▶ [The request]:
Copy the lines below as they are; omit the images they contain.

▶ [Dataset extract]:
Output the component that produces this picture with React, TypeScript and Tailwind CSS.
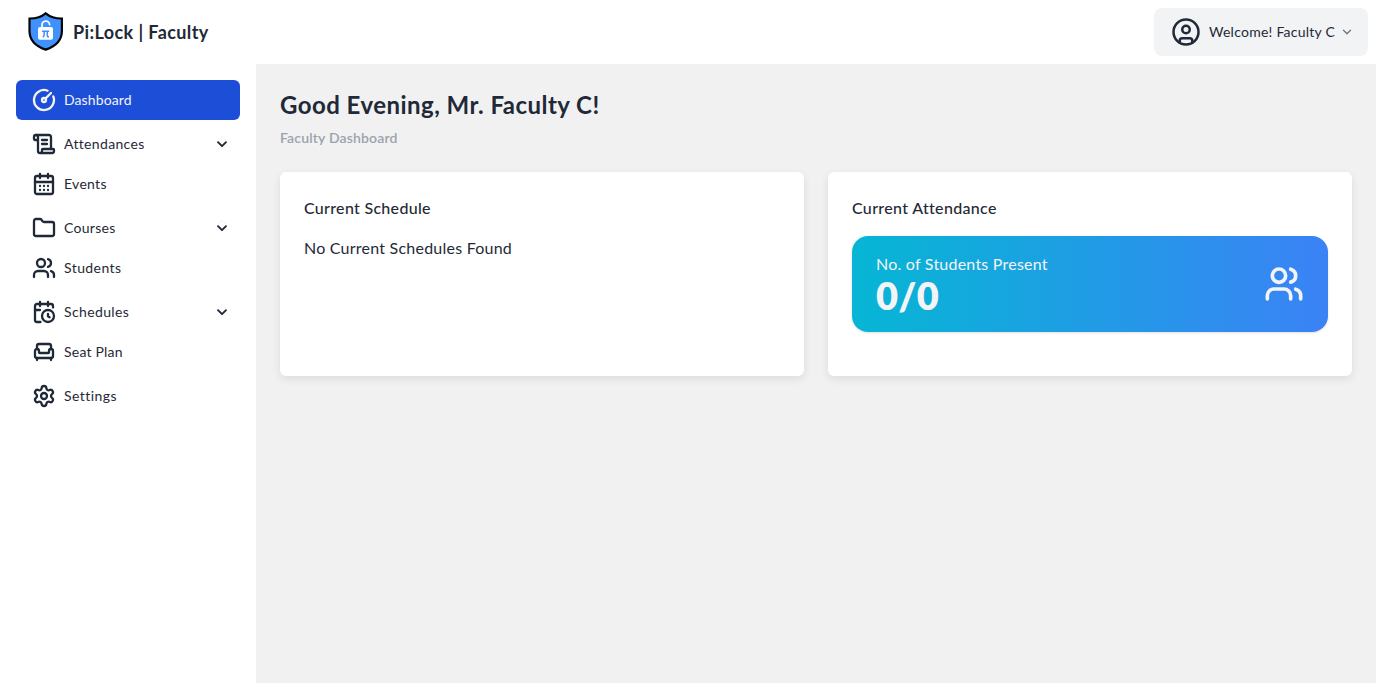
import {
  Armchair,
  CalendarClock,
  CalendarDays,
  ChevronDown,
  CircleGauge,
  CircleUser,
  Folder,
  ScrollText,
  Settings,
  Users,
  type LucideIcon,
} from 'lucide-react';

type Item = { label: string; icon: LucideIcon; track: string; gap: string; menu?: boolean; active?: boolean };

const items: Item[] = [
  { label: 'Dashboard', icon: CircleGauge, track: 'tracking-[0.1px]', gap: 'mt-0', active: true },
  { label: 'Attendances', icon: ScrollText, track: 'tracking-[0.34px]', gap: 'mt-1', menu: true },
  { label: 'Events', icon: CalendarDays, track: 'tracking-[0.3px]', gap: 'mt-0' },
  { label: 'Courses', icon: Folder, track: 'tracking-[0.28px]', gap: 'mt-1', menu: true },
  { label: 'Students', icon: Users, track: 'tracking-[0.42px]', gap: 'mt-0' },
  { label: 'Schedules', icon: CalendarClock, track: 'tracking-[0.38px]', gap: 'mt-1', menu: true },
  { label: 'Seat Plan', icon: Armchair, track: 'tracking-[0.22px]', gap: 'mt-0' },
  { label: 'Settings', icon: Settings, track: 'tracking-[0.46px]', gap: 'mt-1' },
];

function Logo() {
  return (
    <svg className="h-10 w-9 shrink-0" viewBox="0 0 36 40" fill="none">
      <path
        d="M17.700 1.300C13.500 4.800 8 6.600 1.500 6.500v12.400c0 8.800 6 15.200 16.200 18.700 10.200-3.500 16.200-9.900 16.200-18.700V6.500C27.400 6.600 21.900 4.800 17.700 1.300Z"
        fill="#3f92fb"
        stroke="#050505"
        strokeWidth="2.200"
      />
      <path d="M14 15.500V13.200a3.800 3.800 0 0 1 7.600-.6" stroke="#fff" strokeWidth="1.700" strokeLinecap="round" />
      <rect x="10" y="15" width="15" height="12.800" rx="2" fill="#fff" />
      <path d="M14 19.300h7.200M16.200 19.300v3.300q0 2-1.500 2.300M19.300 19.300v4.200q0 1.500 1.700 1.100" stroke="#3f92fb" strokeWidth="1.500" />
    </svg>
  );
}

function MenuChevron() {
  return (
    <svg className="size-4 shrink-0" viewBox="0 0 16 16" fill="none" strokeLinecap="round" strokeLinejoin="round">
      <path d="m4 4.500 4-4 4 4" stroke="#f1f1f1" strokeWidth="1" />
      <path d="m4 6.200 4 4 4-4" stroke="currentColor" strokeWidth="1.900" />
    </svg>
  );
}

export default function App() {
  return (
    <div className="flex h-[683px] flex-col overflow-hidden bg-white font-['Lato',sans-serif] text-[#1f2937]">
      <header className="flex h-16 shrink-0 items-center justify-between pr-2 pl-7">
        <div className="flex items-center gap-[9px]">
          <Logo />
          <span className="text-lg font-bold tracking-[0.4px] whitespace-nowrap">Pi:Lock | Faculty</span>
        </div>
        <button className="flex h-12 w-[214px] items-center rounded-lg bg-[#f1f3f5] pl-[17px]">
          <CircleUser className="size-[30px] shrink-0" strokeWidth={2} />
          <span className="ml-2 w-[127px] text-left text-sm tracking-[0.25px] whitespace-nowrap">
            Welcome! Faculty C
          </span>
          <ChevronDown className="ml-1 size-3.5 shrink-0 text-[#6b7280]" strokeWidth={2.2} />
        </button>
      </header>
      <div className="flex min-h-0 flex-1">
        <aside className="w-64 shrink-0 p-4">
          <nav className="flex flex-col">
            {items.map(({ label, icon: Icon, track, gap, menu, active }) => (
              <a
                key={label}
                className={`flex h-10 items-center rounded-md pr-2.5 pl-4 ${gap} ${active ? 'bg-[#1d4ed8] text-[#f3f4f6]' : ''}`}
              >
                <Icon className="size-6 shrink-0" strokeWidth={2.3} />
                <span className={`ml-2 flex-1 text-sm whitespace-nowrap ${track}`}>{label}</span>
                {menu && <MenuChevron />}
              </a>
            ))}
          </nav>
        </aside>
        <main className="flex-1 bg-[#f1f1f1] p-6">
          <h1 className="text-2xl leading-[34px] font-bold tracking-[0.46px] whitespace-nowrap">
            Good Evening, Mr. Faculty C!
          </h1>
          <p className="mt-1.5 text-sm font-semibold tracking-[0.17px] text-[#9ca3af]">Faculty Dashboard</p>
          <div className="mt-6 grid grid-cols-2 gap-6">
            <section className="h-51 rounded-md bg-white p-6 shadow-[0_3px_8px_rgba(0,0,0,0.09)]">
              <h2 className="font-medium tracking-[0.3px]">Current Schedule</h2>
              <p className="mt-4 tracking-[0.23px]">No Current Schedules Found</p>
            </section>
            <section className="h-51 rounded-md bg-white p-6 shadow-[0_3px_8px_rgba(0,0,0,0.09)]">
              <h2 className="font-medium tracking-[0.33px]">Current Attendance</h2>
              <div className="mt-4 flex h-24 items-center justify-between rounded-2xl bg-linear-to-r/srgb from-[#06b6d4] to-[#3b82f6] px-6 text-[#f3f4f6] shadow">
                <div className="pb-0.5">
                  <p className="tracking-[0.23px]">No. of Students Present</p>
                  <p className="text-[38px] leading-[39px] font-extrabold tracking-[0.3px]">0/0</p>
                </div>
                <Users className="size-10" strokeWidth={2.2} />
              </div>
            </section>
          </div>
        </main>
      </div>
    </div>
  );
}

▶ [Written answer]:
Output the component that produces this picture with React, TypeScript and Tailwind CSS.
import {
  Armchair,
  CalendarClock,
  CalendarDays,
  ChevronDown,
  CircleGauge,
  CircleUser,
  Folder,
  ScrollText,
  Settings,
  Users,
  type LucideIcon,
} from 'lucide-react';

type Item = { label: string; icon: LucideIcon; track: string; gap: string; menu?: boolean; active?: boolean };

const items: Item[] = [
  { label: 'Dashboard', icon: CircleGauge, track: 'tracking-[0.1px]', gap: 'mt-0', active: true },
  { label: 'Attendances', icon: ScrollText, track: 'tracking-[0.34px]', gap: 'mt-1', menu: true },
  { label: 'Events', icon: CalendarDays, track: 'tracking-[0.3px]', gap: 'mt-0' },
  { label: 'Courses', icon: Folder, track: 'tracking-[0.28px]', gap: 'mt-1', menu: true },
  { label: 'Students', icon: Users, track: 'tracking-[0.42px]', gap: 'mt-0' },
  { label: 'Schedules', icon: CalendarClock, track: 'tracking-[0.38px]', gap: 'mt-1', menu: true },
  { label: 'Seat Plan', icon: Armchair, track: 'tracking-[0.22px]', gap: 'mt-0' },
  { label: 'Settings', icon: Settings, track: 'tracking-[0.46px]', gap: 'mt-1' },
];

function Logo() {
  return (
    <svg className="h-10 w-9 shrink-0" viewBox="0 0 36 40" fill="none">
      <path
        d="M17.700 1.300C13.500 4.800 8 6.600 1.500 6.500v12.400c0 8.800 6 15.200 16.200 18.700 10.200-3.500 16.200-9.900 16.200-18.700V6.500C27.400 6.600 21.900 4.800 17.700 1.300Z"
        fill="#3f92fb"
        stroke="#050505"
        strokeWidth="2.200"
      />
      <path d="M14 15.500V13.200a3.800 3.800 0 0 1 7.600-.6" stroke="#fff" strokeWidth="1.700" strokeLinecap="round" />
      <rect x="10" y="15" width="15" height="12.800" rx="2" fill="#fff" />
      <path d="M14 19.300h7.200M16.200 19.300v3.300q0 2-1.500 2.300M19.300 19.300v4.200q0 1.500 1.700 1.100" stroke="#3f92fb" strokeWidth="1.500" />
    </svg>
  );
}

function MenuChevron() {
  return (
    <svg className="size-4 shrink-0" viewBox="0 0 16 16" fill="none" strokeLinecap="round" strokeLinejoin="round">
      <path d="m4 4.500 4-4 4 4" stroke="#f1f1f1" strokeWidth="1" />
      <path d="m4 6.200 4 4 4-4" stroke="currentColor" strokeWidth="1.900" />
    </svg>
  );
}

export default function App() {
  return (
    <div className="flex h-[683px] flex-col overflow-hidden bg-white font-['Lato',sans-serif] text-[#1f2937]">
      <header className="flex h-16 shrink-0 items-center justify-between pr-2 pl-7">
        <div className="flex items-center gap-[9px]">
          <Logo />
          <span className="text-lg font-bold tracking-[0.4px] whitespace-nowrap">Pi:Lock | Faculty</span>
        </div>
        <button className="flex h-12 w-[214px] items-center rounded-lg bg-[#f1f3f5] pl-[17px]">
          <CircleUser className="size-[30px] shrink-0" strokeWidth={2} />
          <span className="ml-2 w-[127px] text-left text-sm tracking-[0.25px] whitespace-nowrap">
            Welcome! Faculty C
          </span>
          <ChevronDown className="ml-1 size-3.5 shrink-0 text-[#6b7280]" strokeWidth={2.2} />
        </button>
      </header>
      <div className="flex min-h-0 flex-1">
        <aside className="w-64 shrink-0 p-4">
          <nav className="flex flex-col">
            {items.map(({ label, icon: Icon, track, gap, menu, active }) => (
              <a
                key={label}
                className={`flex h-10 items-center rounded-md pr-2.5 pl-4 ${gap} ${active ? 'bg-[#1d4ed8] text-[#f3f4f6]' : ''}`}
              >
                <Icon className="size-6 shrink-0" strokeWidth={2.3} />
                <span className={`ml-2 flex-1 text-sm whitespace-nowrap ${track}`}>{label}</span>
                {menu && <MenuChevron />}
              </a>
            ))}
          </nav>
        </aside>
        <main className="flex-1 bg-[#f1f1f1] p-6">
          <h1 className="text-2xl leading-[34px] font-bold tracking-[0.46px] whitespace-nowrap">
            Good Evening, Mr. Faculty C!
          </h1>
          <p className="mt-1.5 text-sm font-semibold tracking-[0.17px] text-[#9ca3af]">Faculty Dashboard</p>
          <div className="mt-6 grid grid-cols-2 gap-6">
            <section className="h-51 rounded-md bg-white p-6 shadow-[0_3px_8px_rgba(0,0,0,0.09)]">
              <h2 className="font-medium tracking-[0.3px]">Current Schedule</h2>
              <p className="mt-4 tracking-[0.23px]">No Current Schedules Found</p>
            </section>
            <section className="h-51 rounded-md bg-white p-6 shadow-[0_3px_8px_rgba(0,0,0,0.09)]">
              <h2 className="font-medium tracking-[0.33px]">Current Attendance</h2>
              <div className="mt-4 flex h-24 items-center justify-between rounded-2xl bg-linear-to-r/srgb from-[#06b6d4] to-[#3b82f6] px-6 text-[#f3f4f6] shadow">
                <div className="pb-0.5">
                  <p className="tracking-[0.23px]">No. of Students Present</p>
                  <p className="text-[38px] leading-[39px] font-extrabold tracking-[0.3px]">0/0</p>
                </div>
                <Users className="size-10" strokeWidth={2.2} />
              </div>
            </section>
          </div>
        </main>
      </div>
    </div>
  );
}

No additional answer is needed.